Sounding like a broken record at this point, but there’s no length that I couldn’t go on about how much I appreciate retro inspired games that actually get the feel they’re trying to replicate right. For example, the efforts of Inti Creates, Tribute Games, and Yacht Club. Yacht Club took a step back and published this game. Only assisting in developing this game from what I understand is a one man team. Despite this, Cyber Shadow still gets everything just right about a NES game. And much like a game I reviewed last year, Panzer Paladin, it takes knowledge of over 20 years since the time of NES games, and builds a better game around that. It sweeps up the terrors that plagued games like lives, continues, slowdown and flickering. Creating the ultimate NES game. For lack of better words.

There’s many a comparison to Ninja Gaiden with other critics or on a skin deep analysis. I find it more like an amalgamation of Sunsoft’s NES Batman, Shatterhand, Ninja Gaiden, and then a Zero playthrough of a Mega Man X game. Sure, you play as a Ninja, so it must be like Ninja Gaiden, right? It has the speed of a Ninja Gaiden game, but I feel it ends there. The game is more of a futuristic affair, cyborgs, giant robots, virtual areas. There’s checkpoints where for the currency you find can be used to heal or get powerups. This almost seems reminiscent of Shatterhand, which has you get powerups or healing items at certain platforms. Along with that game’s robot helper for attacks, which a handful of powerups in Cyber Shadow come as drones.

The artstyle, with it’s dark colors reminds me less of Ninja Gaiden’s bright palette and more of Batman. This being with it’s mostly black backgrounds. After bosses, you’re often granted a new ability, much like Mega Man. In Zero’s case they were more versatility orientated or physical moves. This is contextualized by the story being a quest to save members of your Ninja Clan, who’s powers are being harvested by an evil professor. However, with much of the included lore in the game, it’s almost as if his reasons aren’t so evil… You’ll search in stages to find health and power extenders, much like Mega Man. You could say that Cyber Shadow wears it’s inspirations on it’s sleeve, but nothing seems derivative or like a ripoff.

So how exactly does Cyber Shadow play? Level to level, challenging platforming and bosses. I won’t say it’s NES hard as the game goes out of it’s way to remove those issues. Well outside of moving back when hit. The game started quite easy, as I went through the first level taking almost zero damage before the boss. The difficulty soon creeps up on you. By the end of the game, it was a legitimately hard game that took to me several attempts to beat certain areas.

Early on the checkpoints that held healing spots and powerups were constantly getting filled. I had enough to go and fill each one. Such is not the case near the end of the game. Where if I wanted to fill a checkpoint, I either had to grind for more currency, or just pass.
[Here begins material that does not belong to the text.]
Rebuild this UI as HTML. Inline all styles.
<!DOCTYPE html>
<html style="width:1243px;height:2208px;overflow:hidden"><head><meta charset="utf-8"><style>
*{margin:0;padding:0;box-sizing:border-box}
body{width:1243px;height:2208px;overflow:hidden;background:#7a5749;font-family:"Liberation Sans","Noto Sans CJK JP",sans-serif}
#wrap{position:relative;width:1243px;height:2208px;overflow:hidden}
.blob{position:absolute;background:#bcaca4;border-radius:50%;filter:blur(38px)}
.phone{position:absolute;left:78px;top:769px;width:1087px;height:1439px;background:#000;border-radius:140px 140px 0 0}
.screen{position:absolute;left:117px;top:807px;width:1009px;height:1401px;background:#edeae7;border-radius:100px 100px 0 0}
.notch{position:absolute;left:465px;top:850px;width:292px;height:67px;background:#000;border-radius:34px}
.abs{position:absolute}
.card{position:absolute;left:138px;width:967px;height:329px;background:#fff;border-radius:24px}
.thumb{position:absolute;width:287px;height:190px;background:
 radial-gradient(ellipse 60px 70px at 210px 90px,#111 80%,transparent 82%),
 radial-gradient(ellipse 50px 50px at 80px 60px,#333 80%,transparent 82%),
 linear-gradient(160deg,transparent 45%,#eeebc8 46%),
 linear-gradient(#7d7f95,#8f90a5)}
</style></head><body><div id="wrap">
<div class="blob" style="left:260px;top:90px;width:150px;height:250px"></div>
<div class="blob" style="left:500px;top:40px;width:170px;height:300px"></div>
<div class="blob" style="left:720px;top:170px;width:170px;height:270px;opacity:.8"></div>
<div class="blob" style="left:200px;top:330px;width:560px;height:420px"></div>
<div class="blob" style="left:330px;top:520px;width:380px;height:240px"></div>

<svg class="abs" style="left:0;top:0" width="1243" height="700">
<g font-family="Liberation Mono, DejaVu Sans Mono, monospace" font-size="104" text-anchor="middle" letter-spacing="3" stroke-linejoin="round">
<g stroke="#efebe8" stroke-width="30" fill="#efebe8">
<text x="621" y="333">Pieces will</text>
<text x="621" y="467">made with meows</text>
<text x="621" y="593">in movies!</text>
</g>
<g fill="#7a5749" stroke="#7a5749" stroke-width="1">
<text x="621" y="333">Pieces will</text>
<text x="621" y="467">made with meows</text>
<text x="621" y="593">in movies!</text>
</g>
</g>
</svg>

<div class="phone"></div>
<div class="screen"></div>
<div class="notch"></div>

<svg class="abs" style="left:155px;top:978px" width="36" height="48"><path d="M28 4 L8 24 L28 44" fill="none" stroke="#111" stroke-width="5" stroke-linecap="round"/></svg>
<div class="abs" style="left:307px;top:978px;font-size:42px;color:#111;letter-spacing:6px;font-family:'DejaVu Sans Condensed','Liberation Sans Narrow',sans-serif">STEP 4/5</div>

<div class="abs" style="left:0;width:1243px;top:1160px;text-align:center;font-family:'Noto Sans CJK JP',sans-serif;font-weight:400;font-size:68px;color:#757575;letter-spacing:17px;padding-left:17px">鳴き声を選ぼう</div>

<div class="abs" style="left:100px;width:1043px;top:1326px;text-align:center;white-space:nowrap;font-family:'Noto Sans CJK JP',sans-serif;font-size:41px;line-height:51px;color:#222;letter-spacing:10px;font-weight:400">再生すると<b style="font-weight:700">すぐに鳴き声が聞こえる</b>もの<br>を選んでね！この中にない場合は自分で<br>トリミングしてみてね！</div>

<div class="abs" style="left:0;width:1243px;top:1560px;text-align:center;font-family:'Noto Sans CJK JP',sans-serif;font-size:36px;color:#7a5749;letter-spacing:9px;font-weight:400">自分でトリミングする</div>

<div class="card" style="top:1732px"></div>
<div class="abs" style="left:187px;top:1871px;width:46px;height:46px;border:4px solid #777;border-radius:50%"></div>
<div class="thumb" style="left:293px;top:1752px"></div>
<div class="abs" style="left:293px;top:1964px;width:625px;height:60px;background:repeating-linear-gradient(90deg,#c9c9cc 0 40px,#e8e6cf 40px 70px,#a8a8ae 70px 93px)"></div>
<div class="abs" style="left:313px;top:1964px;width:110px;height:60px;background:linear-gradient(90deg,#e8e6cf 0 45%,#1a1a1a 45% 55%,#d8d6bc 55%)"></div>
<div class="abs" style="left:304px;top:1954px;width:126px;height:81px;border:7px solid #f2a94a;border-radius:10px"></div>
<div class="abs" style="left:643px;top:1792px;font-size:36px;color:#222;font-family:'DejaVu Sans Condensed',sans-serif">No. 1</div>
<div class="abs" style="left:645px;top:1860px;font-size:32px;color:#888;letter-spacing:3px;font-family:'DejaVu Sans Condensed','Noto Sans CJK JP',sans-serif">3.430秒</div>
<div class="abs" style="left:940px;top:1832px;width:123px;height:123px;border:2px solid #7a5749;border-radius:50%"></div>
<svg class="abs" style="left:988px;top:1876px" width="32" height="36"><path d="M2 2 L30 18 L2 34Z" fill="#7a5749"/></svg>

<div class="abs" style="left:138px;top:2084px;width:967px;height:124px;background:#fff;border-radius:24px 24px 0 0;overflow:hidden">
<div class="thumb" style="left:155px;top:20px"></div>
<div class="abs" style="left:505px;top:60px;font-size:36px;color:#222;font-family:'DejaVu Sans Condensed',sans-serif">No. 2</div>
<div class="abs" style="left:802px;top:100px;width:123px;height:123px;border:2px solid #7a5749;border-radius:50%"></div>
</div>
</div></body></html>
With the checkpoints in front of bosses taking my priority.

Levels start short, and progressively become longer and longer, with the checkpoints being further and further away. Stages at the end have the teleporters to quickly get between levels you’ve played, to get things missed if need be. Some chapters forgo that and there was three chapters where this wasn’t a thing and it felt like one large run. During these levels however, the game decides to try out new styles of gameplay. These include a big mech suit, which allows you to completely shoot through everything with ease and an autoscrolling bike segment.

The music by composer Enrique Martin (pentadrangle) is all fantastic. People can be sick of chiptunes all they want, but if they’re good, they’re good. And the music in Cyber Shadow is is good. Nothing sounds particularly out of what the NES could handle, which is always a plus if you’re trying to get as close to the source as possible. From an “On the NES” standpoint is phenomenal. From a modern standpoint they’re still great. Skill is making earworms regardless of the tools. If I had one not so shining opinion, I’d say there was one song that felt maybe a bit too chipper for the darker look and feel the game had. That isn’t a flaw or a downside though, not in the least.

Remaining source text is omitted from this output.